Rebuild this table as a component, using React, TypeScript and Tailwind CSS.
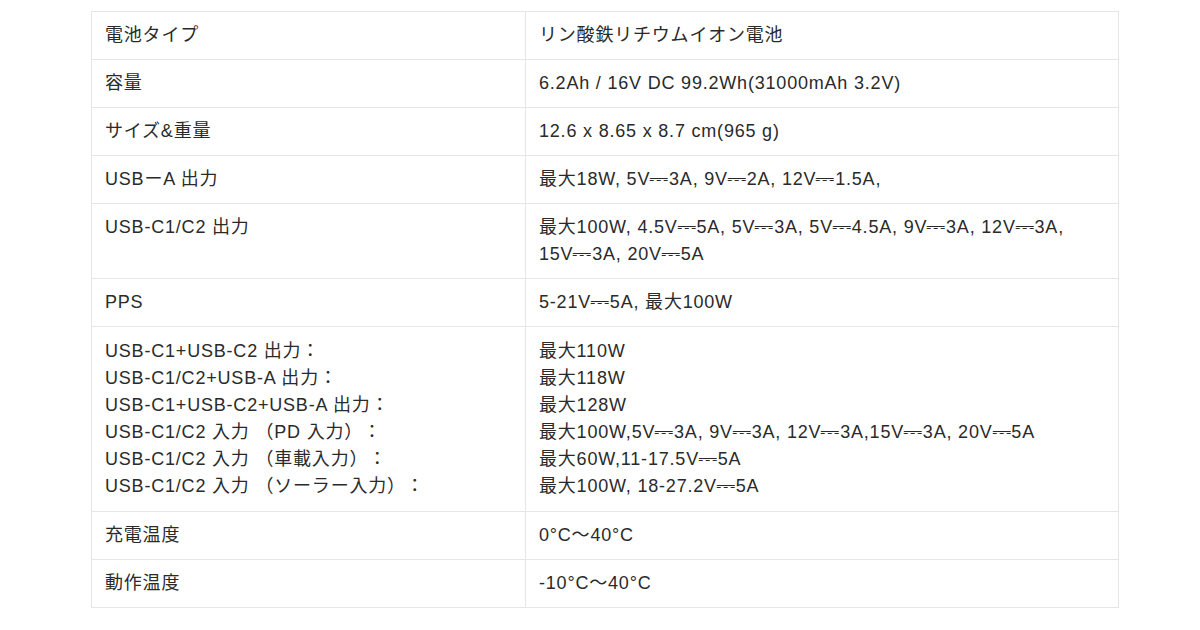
const DC = '⎓'

type Row = { label: string[]; value: string[]; tall?: boolean }

const rows: Row[] = [
  { label: ['電池タイプ'], value: ['リン酸鉄リチウムイオン電池'] },
  { label: ['容量'], value: ['6.2Ah / 16V DC 99.2Wh(31000mAh 3.2V)'] },
  { label: ['サイズ&重量'], value: ['12.6 x 8.65 x 8.7 cm(965 g)'] },
  { label: ['USBーA 出力'], value: [`最大18W, 5V${DC}3A, 9V${DC}2A, 12V${DC}1.5A,`] },
  {
    label: ['USB-C1/C2 出力'],
    value: [
      `最大100W, 4.5V${DC}5A, 5V${DC}3A, 5V${DC}4.5A, 9V${DC}3A, 12V${DC}3A,`,
      `15V${DC}3A, 20V${DC}5A`,
    ],
  },
  { label: ['PPS'], value: [`5-21V${DC}5A, 最大100W`] },
  {
    label: [
      'USB-C1+USB-C2 出力：',
      'USB-C1/C2+USB-A 出力：',
      'USB-C1+USB-C2+USB-A 出力：',
      'USB-C1/C2 入力 （PD 入力）：',
      'USB-C1/C2 入力 （車載入力）：',
      'USB-C1/C2 入力 （ソーラー入力）：',
    ],
    value: [
      '最大110W',
      '最大118W',
      '最大128W',
      `最大100W,5V${DC}3A, 9V${DC}3A, 12V${DC}3A,15V${DC}3A, 20V${DC}5A`,
      `最大60W,11-17.5V${DC}5A`,
      `最大100W, 18-27.2V${DC}5A`,
    ],
    tall: true,
  },
  { label: ['充電温度'], value: ['0°C〜40°C'] },
  { label: ['動作温度'], value: ['-10°C〜40°C'] },
]

// direct-current sign is narrow in the fallback font, so widen it a little
function Line({ text }: { text: string }) {
  const parts = text.split(DC)
  return (
    <div className="whitespace-nowrap">
      {parts.map((p, i) => (
        <span key={i}>
          {i > 0 && <span className="inline-block mx-[2px] scale-x-[1.35]">{DC}</span>}
          {p}
        </span>
      ))}
    </div>
  )
}

export default function App() {
  return (
    <div className="w-[1200px] h-[630px] bg-white pt-[11px] pl-[91px] font-['Liberation_Sans','Noto_Sans_CJK_JP','DejaVu_Sans',sans-serif] text-[18px] leading-[27px] tracking-[0.8px] text-[#2a2a2a] [text-spacing-trim:space-all]">
      <table className="w-[1028px] table-fixed border-collapse border border-[#e6e6e3]">
        <tbody>
          {rows.map((r, i) => (
            <tr key={i} className="border-t border-[#e6e6e3]">
              <td
                className={`w-[434px] align-top border-r border-[#e6e6e3] px-[13px] ${
                  r.tall ? 'py-[11px]' : 'py-[10px]'
                }`}
              >
                {r.label.map((l, j) => (
                  <Line key={j} text={l} />
                ))}
              </td>
              <td className={`align-top px-[13px] ${r.tall ? 'py-[11px]' : 'py-[10px]'}`}>
                {r.value.map((l, j) => (
                  <Line key={j} text={l} />
                ))}
              </td>
            </tr>
          ))}
        </tbody>
      </table>
    </div>
  )
}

════════════════════

* **TASK OBJECTIVE**
Go through the listing above and pull out each line containing the word "table".

* **IN RESPONSE**
Rebuild this table as a component, using React, TypeScript and Tailwind CSS.
      <table className="w-[1028px] table-fixed border-collapse border border-[#e6e6e3]">
      </table>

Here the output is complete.